Mary Black, Assistant Director of Public Health at the Public Health Agency (PHA) and Chair of the Community Development Work Stream under the Transformation Programme, said: “Whilst there have been significant improvements in health for the whole population over the decades, these benefits are not evenly distributed. The gap between the most and least affluent parts of our society persists, and in some instances is widening.
“Community development has a strong contribution to make in achieving health and wellbeing outcomes. The health and social care system can only ever address a limited dimension of health. We need to place communities at the heart of the work to improve people’s health and wellbeing to make it as effective as possible at grassroots level.
“Community development and empowerment can unlock a much healthier future for individuals and neighbourhoods right across Northern Ireland.

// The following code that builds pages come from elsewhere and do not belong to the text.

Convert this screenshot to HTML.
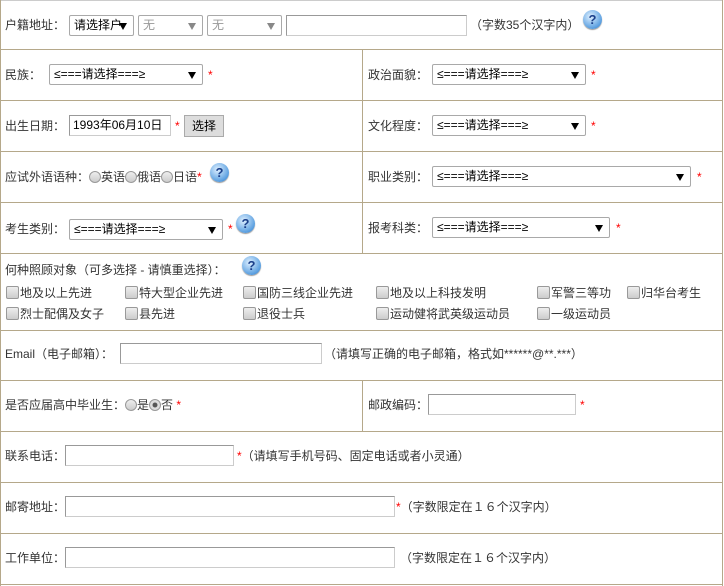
<!DOCTYPE html>
<html><head><meta charset="utf-8"><style>
*{margin:0;padding:0;box-sizing:border-box}
body{width:724px;height:586px;background:#fff;font-family:"Liberation Sans","Noto Sans CJK SC",sans-serif;font-size:12px;color:#333;position:relative;overflow:hidden}
.a{position:absolute;white-space:nowrap;line-height:16px}
.h{position:absolute;left:0;width:723px;height:1px;background:#b5a88a}
.v{position:absolute;width:1px;background:#b5a88a}
.s{position:absolute;height:21px;border:1px solid #a9a9a9;border-radius:2px;background:#fff;color:#000;padding:2px 4px;line-height:15px;white-space:nowrap;overflow:hidden}
.s:after{content:"";position:absolute;right:6px;top:7px;border-left:4px solid transparent;border-right:4px solid transparent;border-top:7px solid #000}
.s.g{color:#999}.s.g:after{border-top-color:#888}
.i{position:absolute;height:21px;border:1px solid #ccc;border-top-color:#999;border-left-color:#999;background:#fff;padding:2px 3px;line-height:15px}
.r{color:#f00}
.q{position:absolute;width:19px;height:19px;border-radius:50%;background:radial-gradient(circle at 40% 35%,#dff0ff,#5a9fe0 70%,#2c6cb5);color:#1a3f8a;font-weight:bold;font-size:13px;text-align:center;line-height:19px;box-shadow:0 1px 1px #999}
.c{display:inline-block;width:13px;height:13px;border:1px solid #999;border-radius:2px;background:linear-gradient(#eee,#ccc);vertical-align:-2px;margin-right:1px}
.o{display:inline-block;width:12px;height:12px;border:1px solid #999;border-radius:50%;background:linear-gradient(#eee,#ccc);vertical-align:-2px}
.o.on{background:radial-gradient(circle,#555 30%,#ddd 40%)}
</style></head><body>
<div class="h" style="top:0;background:#ccc"></div>
<div class="h" style="top:49px"></div><div class="h" style="top:100px"></div><div class="h" style="top:151px"></div><div class="h" style="top:202px"></div><div class="h" style="top:253px"></div><div class="h" style="top:330px"></div><div class="h" style="top:380px"></div><div class="h" style="top:431px"></div><div class="h" style="top:482px"></div><div class="h" style="top:533px"></div><div class="h" style="top:584px"></div>
<div class="v" style="left:0;top:0;height:586px"></div><div class="v" style="left:722px;top:0;height:586px"></div>
<div class="v" style="left:362px;top:49px;height:204px"></div><div class="v" style="left:362px;top:380px;height:51px"></div>

<div class="a" style="left:5px;top:17px">户籍地址：</div>
<div class="s" style="left:69px;top:15px;width:65px">请选择户</div>
<div class="s g" style="left:138px;top:15px;width:65px">无</div>
<div class="s g" style="left:207px;top:15px;width:75px">无</div>
<div class="i" style="left:286px;top:15px;width:181px"></div>
<div class="a" style="left:470px;top:17px">（字数35个汉字内）</div>
<div class="q" style="left:583px;top:10px">?</div>

<div class="a" style="left:5px;top:67px">民族：</div>
<div class="s" style="left:49px;top:64px;width:154px">≤===请选择===≥</div><span class="a r" style="left:208px;top:67px">*</span>
<div class="a" style="left:368px;top:67px">政治面貌：</div>
<div class="s" style="left:432px;top:64px;width:154px">≤===请选择===≥</div><span class="a r" style="left:591px;top:67px">*</span>

<div class="a" style="left:5px;top:118px">出生日期：</div>
<div class="i" style="left:69px;top:115px;width:102px;color:#000">1993年06月10日</div><span class="a r" style="left:175px;top:118px">*</span>
<div class="a" style="left:184px;top:115px;width:40px;height:22px;border:1px solid #aaa;background:#ddd;color:#000;text-align:center;line-height:20px">选择</div>
<div class="a" style="left:368px;top:118px">文化程度：</div>
<div class="s" style="left:432px;top:115px;width:154px">≤===请选择===≥</div><span class="a r" style="left:591px;top:118px">*</span>

<div class="a" style="left:5px;top:169px">应试外语语种：<span class="o"></span>英语<span class="o"></span>俄语<span class="o"></span>日语<span class="r">*</span></div>
<div class="q" style="left:210px;top:163px">?</div>
<div class="a" style="left:368px;top:169px">职业类别：</div>
<div class="s" style="left:432px;top:166px;width:259px">≤===请选择===≥</div><span class="a r" style="left:697px;top:169px">*</span>

<div class="a" style="left:5px;top:221px">考生类别：</div>
<div class="s" style="left:69px;top:219px;width:154px">≤===请选择===≥</div><span class="a r" style="left:228px;top:221px">*</span>
<div class="q" style="left:236px;top:214px">?</div>
<div class="a" style="left:368px;top:220px">报考科类：</div>
<div class="s" style="left:432px;top:217px;width:178px">≤===请选择===≥</div><span class="a r" style="left:616px;top:220px">*</span>

<div class="a" style="left:5px;top:262px">何种照顾对象（可多选择 - 请慎重选择）：</div>
<div class="q" style="left:242px;top:256px">?</div>
<div class="a" style="left:6px;top:285px"><span class="c"></span>地及以上先进</div>
<div class="a" style="left:125px;top:285px"><span class="c"></span>特大型企业先进</div>
<div class="a" style="left:243px;top:285px"><span class="c"></span>国防三线企业先进</div>
<div class="a" style="left:376px;top:285px"><span class="c"></span>地及以上科技发明</div>
<div class="a" style="left:537px;top:285px"><span class="c"></span>军警三等功</div>
<div class="a" style="left:627px;top:285px"><span class="c"></span>归华台考生</div>
<div class="a" style="left:6px;top:306px"><span class="c"></span>烈士配偶及女子</div>
<div class="a" style="left:125px;top:306px"><span class="c"></span>县先进</div>
<div class="a" style="left:243px;top:306px"><span class="c"></span>退役士兵</div>
<div class="a" style="left:376px;top:306px"><span class="c"></span>运动健将武英级运动员</div>
<div class="a" style="left:537px;top:306px"><span class="c"></span>一级运动员</div>

<div class="a" style="left:5px;top:346px">Email（电子邮箱）：</div>
<div class="i" style="left:120px;top:343px;width:202px"></div>
<div class="a" style="left:324px;top:346px">（请填写正确的电子邮箱，格式如******@**.***）</div>

<div class="a" style="left:5px;top:397px">是否应届高中毕业生：<span class="o"></span>是<span class="o on"></span>否 <span class="r">*</span></div>
<div class="a" style="left:368px;top:397px">邮政编码：</div>
<div class="i" style="left:428px;top:394px;width:148px"></div><span class="a r" style="left:580px;top:397px">*</span>

<div class="a" style="left:5px;top:448px">联系电话：</div>
<div class="i" style="left:65px;top:445px;width:169px"></div>
<div class="a" style="left:237px;top:448px"><span class="r">*</span>（请填写手机号码、固定电话或者小灵通）</div>

<div class="a" style="left:5px;top:499px">邮寄地址：</div>
<div class="i" style="left:65px;top:496px;width:330px"></div>
<div class="a" style="left:396px;top:499px"><span class="r">*</span>（字数限定在１６个汉字内）</div>

<div class="a" style="left:5px;top:550px">工作单位：</div>
<div class="i" style="left:65px;top:547px;width:330px"></div>
<div class="a" style="left:400px;top:550px">（字数限定在１６个汉字内）</div>
</body></html>
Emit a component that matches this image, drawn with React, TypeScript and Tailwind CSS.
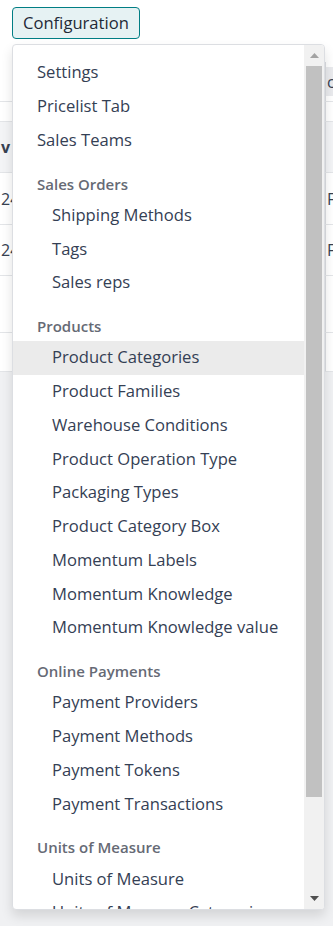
import React from "react";

type Entry =
  | { kind: "item"; label: string; indent?: boolean; active?: boolean }
  | { kind: "header"; label: string };

const MENU: Entry[] = [
  { kind: "item", label: "Settings" },
  { kind: "item", label: "Pricelist Tab" },
  { kind: "item", label: "Sales Teams" },
  { kind: "header", label: "Sales Orders" },
  { kind: "item", label: "Shipping Methods", indent: true },
  { kind: "item", label: "Tags", indent: true },
  { kind: "item", label: "Sales reps", indent: true },
  { kind: "header", label: "Products" },
  { kind: "item", label: "Product Categories", indent: true, active: true },
  { kind: "item", label: "Product Families", indent: true },
  { kind: "item", label: "Warehouse Conditions", indent: true },
  { kind: "item", label: "Product Operation Type", indent: true },
  { kind: "item", label: "Packaging Types", indent: true },
  { kind: "item", label: "Product Category Box", indent: true },
  { kind: "item", label: "Momentum Labels", indent: true },
  { kind: "item", label: "Momentum Knowledge", indent: true },
  { kind: "item", label: "Momentum Knowledge value", indent: true },
  { kind: "header", label: "Online Payments" },
  { kind: "item", label: "Payment Providers", indent: true },
  { kind: "item", label: "Payment Methods", indent: true },
  { kind: "item", label: "Payment Tokens", indent: true },
  { kind: "item", label: "Payment Transactions", indent: true },
  { kind: "header", label: "Units of Measure" },
  { kind: "item", label: "Units of Measure", indent: true },
  { kind: "item", label: "Units of Measure Categories", indent: true },
];

// rows of the list view that peeks out behind the dropdown
const ROWS = [
  { h: "h-[40px]", left: "", right: "c", rightHead: true },
  { h: "h-[20px]", left: "", right: "" },
  { h: "h-[51px]", left: "v", right: "", head: true },
  { h: "h-[52px]", left: "24", right: "F" },
  { h: "h-[51px]", left: "24", right: "F" },
  { h: "h-[57px]", left: "", right: "" },
  { h: "h-[39px]", left: "", right: "" },
];

function Background() {
  return (
    <div className="flex min-h-[926px] flex-col bg-[#f0f1f3]">
      <div className="h-[62px] bg-white" />
      <div className="flex flex-col bg-white">
        {ROWS.map((r, i) => (
          <div
            key={i}
            className={`flex ${r.h} border-b border-[#e3e5e8] ${r.head ? "bg-[#f3f4f6]" : ""}`}
          >
            <div className={`flex w-[12px] items-center overflow-hidden pl-[1px] text-[16px] text-[#374151] ${r.head ? "font-bold text-[#111827]" : ""}`}>
              {r.left}
            </div>
            <div className="flex-1" />
            <div className="flex w-[8px] border-l border-[#dcdee2]">
              <div
                className={`flex w-full items-center overflow-hidden pl-[1px] text-[16px] text-[#374151] ${
                  r.rightHead ? "my-[5px] bg-[#e9eaed]" : ""
                }`}
              >
                {r.right}
              </div>
            </div>
          </div>
        ))}
      </div>
    </div>
  );
}

function Scrollbar() {
  return (
    <div className="flex w-[20px] flex-col bg-[#f1f1f1]">
      <div className="flex h-[21px] items-center justify-center">
        <svg width="9" height="5" viewBox="0 0 9 5">
          <path d="M0 5 L4.5 0 L9 5 Z" fill="#a3a3a3" />
        </svg>
      </div>
      <div className="mx-[2px] h-[731px] bg-[#c1c1c1]" />
      <div className="flex-1" />
      <div className="flex h-[22px] items-center justify-center">
        <svg width="9" height="5" viewBox="0 0 9 5">
          <path d="M0 0 L9 0 L4.5 5 Z" fill="#505050" />
        </svg>
      </div>
    </div>
  );
}

export default function App() {
  return (
    <div className="relative h-[926px] overflow-hidden font-['Open_Sans',sans-serif]">
      <Background />

      {/* Configuration toggle */}
      <button className="absolute left-[12px] top-[7px] flex h-[32px] items-center rounded-[4px] border border-[#017e84] bg-[#e6f2f3] px-[10px] text-[16.6px] text-[#1f2937]">
        Configuration
      </button>

      {/* Dropdown */}
      <div className="absolute left-[12px] top-[44px] flex h-[866px] w-[313px] overflow-hidden rounded-[4px] border border-[#dcdee2] bg-white shadow-[0_6px_12px_rgba(0,0,0,0.12)]">
        <div className="flex-1 overflow-hidden pt-[11px]">
          {MENU.map((e, i) =>
            e.kind === "header" ? (
              <div
                key={i}
                className="flex h-[41.25px] items-end pb-[2px] pl-[24px] text-[15px] font-semibold leading-[26px] text-[#666a75]"
              >
                {e.label}
              </div>
            ) : (
              <div
                key={i}
                className={`flex h-[33.75px] items-center whitespace-nowrap text-[16.6px] text-[#344054] ${
                  e.indent ? "pl-[39px]" : "pl-[24px]"
                } ${e.active ? "bg-[#ebebeb]" : ""}`}
              >
                {e.label}
              </div>
            )
          )}
        </div>
        <Scrollbar />
      </div>
    </div>
  );
}
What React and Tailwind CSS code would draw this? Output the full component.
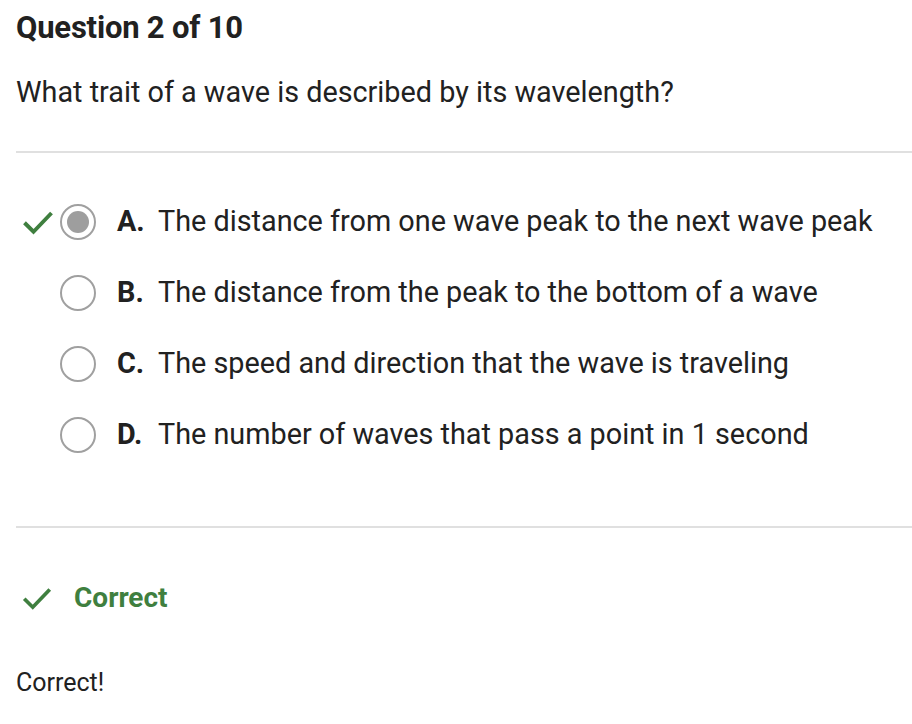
const options = [
  { letter: "A.", text: "The distance from one wave peak to the next wave peak", selected: true },
  { letter: "B.", text: "The distance from the peak to the bottom of a wave" },
  { letter: "C.", text: "The speed and direction that the wave is traveling" },
  { letter: "D.", text: "The number of waves that pass a point in 1 second" },
];

const Check = ({ className }) => (
  <svg className={className} viewBox="0 0 24 24" fill="none" stroke="currentColor" strokeWidth={2.6} strokeLinecap="butt" strokeLinejoin="miter">
    <polyline points="3,12.5 9,18.5 21,6" />
  </svg>
);

export default function App() {
  return (
    <div className="bg-white min-h-screen w-[912px] text-[#212121] font-['Roboto',sans-serif]">
      <div className="pl-4 pt-[9px]">
        <h1 className="text-[31px] font-bold leading-[38px] tracking-[-0.2px]">Question 2 of 10</h1>
        <p className="mt-[28px] text-[28.8px] leading-[34px]">What trait of a wave is described by its wavelength?</p>
      </div>

      <div className="ml-4 mt-[42px] border-t-2 border-[#e0e0e0]" />

      <ul className="mt-[51px] flex flex-col gap-[35px]">
        {options.map((o) => (
          <li key={o.letter} className="flex items-center h-[36px]">
            <div className="w-[60px] flex justify-end pr-[4px]">
              {o.selected && <Check className="w-[36px] h-[36px] text-[#3f7f3f]" />}
            </div>
            <div className="w-[36px] h-[36px] rounded-full border-2 border-[#a0a0a0] flex items-center justify-center shrink-0">
              {o.selected && <div className="w-[22px] h-[22px] rounded-full bg-[#9e9e9e]" />}
            </div>
            <span className="ml-[21px] text-[28.8px] font-bold w-[41px]">{o.letter}</span>
            <span className="text-[28.8px]">{o.text}</span>
          </li>
        ))}
      </ul>

      <div className="ml-4 mt-[73px] border-t-2 border-[#e0e0e0]" />

      <div className="mt-[53px] flex items-center pl-[20px] h-[34px]">
        <Check className="w-[34px] h-[34px] text-[#3f7f3f]" />
        <span className="ml-[20px] text-[28px] font-bold text-[#3f7f3f]">Correct</span>
      </div>

      <p className="pl-4 mt-[53px] text-[25px] leading-[30px]">Correct!</p>
    </div>
  );
}
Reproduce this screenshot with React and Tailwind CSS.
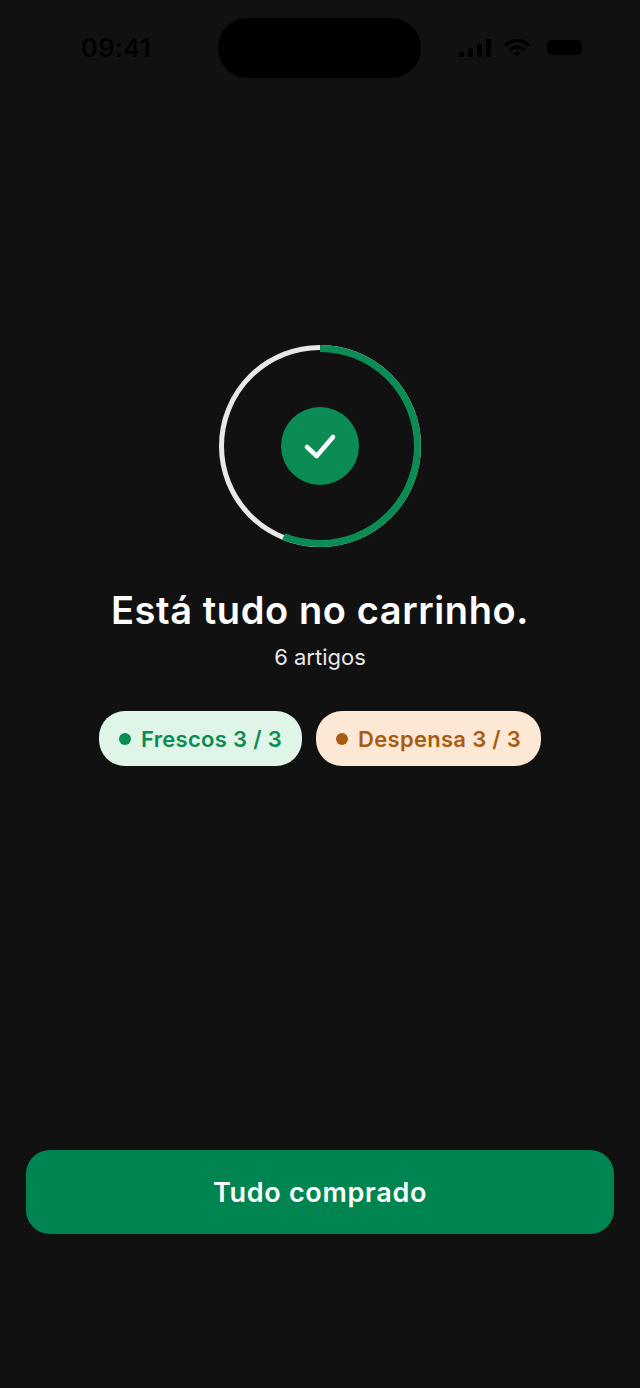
import React from "react";

const RING_R = 97.5;
const RING_C = 2 * Math.PI * RING_R;
const DONE = 0.56;

function StatusBar() {
  return (
    <div className="flex items-center h-[60px] mt-[18px] pl-[81px]">
      <span className="w-[137px] text-[26px] leading-none font-medium text-[#000] tracking-[0.4px]">09:41</span>
      <div className="w-[203px] h-[60px] rounded-full bg-black" />
      <div className="flex items-center gap-[11px] mt-[-1px] ml-[38px]">
        <svg width="33" height="20" viewBox="0 0 33 20" fill="#000">
          <rect x="0" y="14" width="5" height="5" rx="1.5" />
          <rect x="9" y="10.5" width="5" height="8.5" rx="1.5" />
          <rect x="18" y="6" width="5" height="13" rx="1.5" />
          <rect x="27" y="1" width="5" height="18" rx="1.5" />
        </svg>
        <svg width="28" height="20" viewBox="0 0 28 20" fill="none" stroke="#000" strokeWidth="3.2">
          <path d="M2 7.5a17 17 0 0 1 24 0" />
          <path d="M6.5 12a11 11 0 0 1 15 0" />
          <path d="M14 19l-3.6-3.8a5 5 0 0 1 7.2 0z" fill="#000" stroke="none" />
        </svg>
        <div className="w-[35px] h-[15px] ml-[5px] rounded-[5px] bg-black" />
      </div>
    </div>
  );
}

function ProgressRing() {
  return (
    <div className="relative w-[202px] h-[202px] flex items-center justify-center">
      <svg className="absolute inset-0" width="202" height="202" viewBox="0 0 202 202" fill="none">
        <circle cx="101" cy="101" r="98.5" stroke="#e8e8e8" strokeWidth="5" />
        <circle
          cx="101"
          cy="101"
          r={RING_R}
          stroke="#0a8c54"
          strokeWidth="7"
          strokeDasharray={`${RING_C * DONE} ${RING_C}`}
          transform="rotate(-90 101 101)"
        />
      </svg>
      <div className="w-[78px] h-[78px] rounded-full bg-[#0a8c54] flex items-center justify-center">
        <svg width="34" height="34" viewBox="0 0 34 34" fill="none" stroke="#fff" strokeWidth="4.6" strokeLinecap="round" strokeLinejoin="round">
          <path d="M4 18l9.7 9L30 8" />
        </svg>
      </div>
    </div>
  );
}

function Pill({ label, bg, color, width }) {
  return (
    <div className={`flex items-center h-[55px] rounded-[26px] pl-[20px] gap-[10px] ${bg} ${color} ${width}`}>
      <span className="w-[12px] h-[12px] rounded-full bg-current" />
      <span className="text-[22px] font-semibold leading-none tracking-[0.3px]">{label}</span>
    </div>
  );
}

export default function App() {
  return (
    <div className="w-[640px] h-[1388px] bg-[#111111] flex flex-col font-['Inter',sans-serif]">
      <StatusBar />
      <div className="flex flex-col items-center mt-[267px]">
        <ProgressRing />
        <h1 className="mt-[39px] text-[38px] leading-[48px] font-semibold text-white tracking-[0.6px]">Está tudo no carrinho.</h1>
        <p className="mt-[9px] text-[22px] leading-[28px] text-[#e8e8e8]">6 artigos</p>
        <div className="flex gap-[14px] mt-[40px]">
          <Pill label="Frescos 3 / 3" bg="bg-[#dff5e8]" color="text-[#0a8c54]" width="w-[203px]" />
          <Pill label="Despensa 3 / 3" bg="bg-[#fde8d6]" color="text-[#a85c10]" width="w-[225px]" />
        </div>
      </div>
      <button className="mt-[384px] mx-[26px] h-[84px] pt-[3px] rounded-[24px] bg-[#008550] text-white text-[27px] font-semibold tracking-[0.7px]">
        Tudo comprado
      </button>
    </div>
  );
}
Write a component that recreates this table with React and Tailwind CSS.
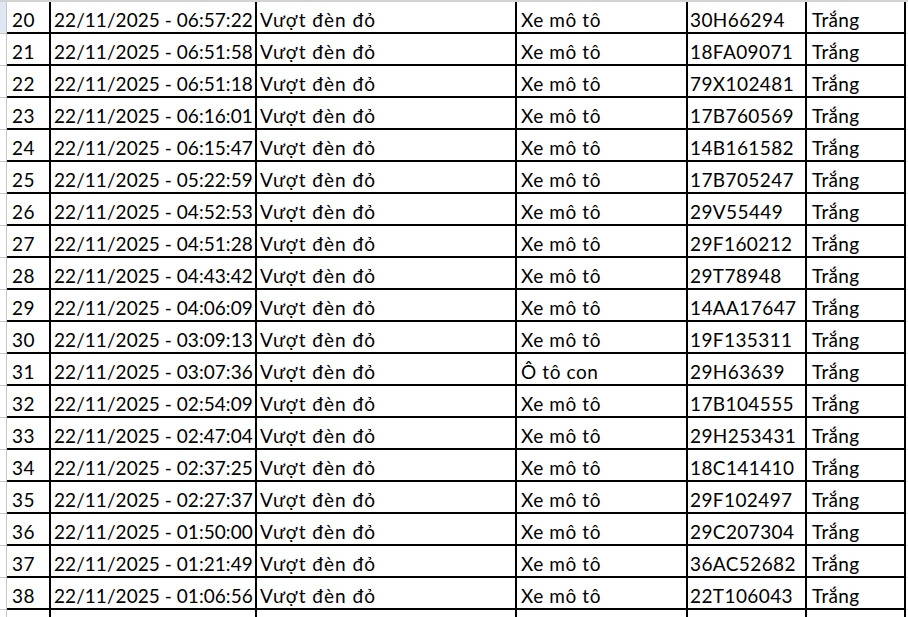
import React from "react";

const rows = [
  ["20", "06:57:22", "Xe mô tô", "30H66294"],
  ["21", "06:51:58", "Xe mô tô", "18FA09071"],
  ["22", "06:51:18", "Xe mô tô", "79X102481"],
  ["23", "06:16:01", "Xe mô tô", "17B760569"],
  ["24", "06:15:47", "Xe mô tô", "14B161582"],
  ["25", "05:22:59", "Xe mô tô", "17B705247"],
  ["26", "04:52:53", "Xe mô tô", "29V55449"],
  ["27", "04:51:28", "Xe mô tô", "29F160212"],
  ["28", "04:43:42", "Xe mô tô", "29T78948"],
  ["29", "04:06:09", "Xe mô tô", "14AA17647"],
  ["30", "03:09:13", "Xe mô tô", "19F135311"],
  ["31", "03:07:36", "Ô tô con", "29H63639"],
  ["32", "02:54:09", "Xe mô tô", "17B104555"],
  ["33", "02:47:04", "Xe mô tô", "29H253431"],
  ["34", "02:37:25", "Xe mô tô", "18C141410"],
  ["35", "02:27:37", "Xe mô tô", "29F102497"],
  ["36", "01:50:00", "Xe mô tô", "29C207304"],
  ["37", "01:21:49", "Xe mô tô", "36AC52682"],
  ["38", "01:06:56", "Xe mô tô", "22T106043"],
];

const cell = "flex items-end shrink-0 border-r-2 border-black whitespace-nowrap overflow-hidden";

const Row = ({ r, first }) => {
  return (
    <div className="flex h-[32px] shrink-0">
      <div
        className={
          "w-[7px] shrink-0 border-r border-b border-[#c8c8c8] " +
          (first ? "bg-[#dfe7f3]" : "bg-white")
        }
      />
      <div className="flex border-b-2 border-black">
        <div className={cell + " w-[44px] pl-[5px] tracking-[0.5px]"}>{r ? r[0] : ""}</div>
        <div className={cell + " w-[206px] pl-[3px] tracking-[0.05px]"}>
          {r ? "22/11/2025 - " + r[1] : ""}
        </div>
        <div className={cell + " w-[260px] pl-[3px] tracking-[1px]"}>{r ? "Vượt đèn đỏ" : ""}</div>
        <div className={cell + " w-[171px] pl-[4px] tracking-[0.6px]"}>{r ? r[2] : ""}</div>
        <div className={cell + " w-[119px] pl-[2px] tracking-[0.4px]"}>{r ? r[3] : ""}</div>
        <div className={cell + " w-[99px] pl-[5px] tracking-[0.3px]"}>{r ? "Trắng" : ""}</div>
      </div>
      <div className="flex-1 border-b border-[#dadada]" />
    </div>
  );
};

const App = () => {
  return (
    <div
      className="w-[908px] h-[617px] overflow-hidden bg-white text-black text-[19px] leading-[1.2] flex flex-col"
      style={{ fontFamily: "Lato, 'Noto Sans', sans-serif" }}
    >
      <div className="h-[2px] shrink-0 bg-[#d2d2d2]" />
      {rows.map((r, i) => (
        <Row key={r[0]} r={r} first={i === 0} />
      ))}
      <Row r={null} />
    </div>
  );
};

export default App;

“As the 70th birthday of the NHS approaches, it is only right that we celebrate the great strides forward in healthcare over the last seven decades – people today can expect to live longer than ever before. However, this masks the fact that life expectancy is several years lower in more disadvantaged areas and in certain groups, so much work still needs to be done.”
Community development is a process whereby community members come together to take collective action and generate solutions to common problems. Community development has the potential to improve health outcomes and reduce health inequalities. The process itself builds on the strengths or assets of the community, creates social capital, and enables participation, empowerment and the growth of self-efficacy. All of these features build strength and resilience in communities which can help reduce the negative impact of conditions on health, create greater ability to deal with adversity, and develop greater confidence to address needs holistically and in partnership with others.
The report, published to coincide with World Public Service Day, sets out a proposed implementation plan for its proposals over the course of the next decade.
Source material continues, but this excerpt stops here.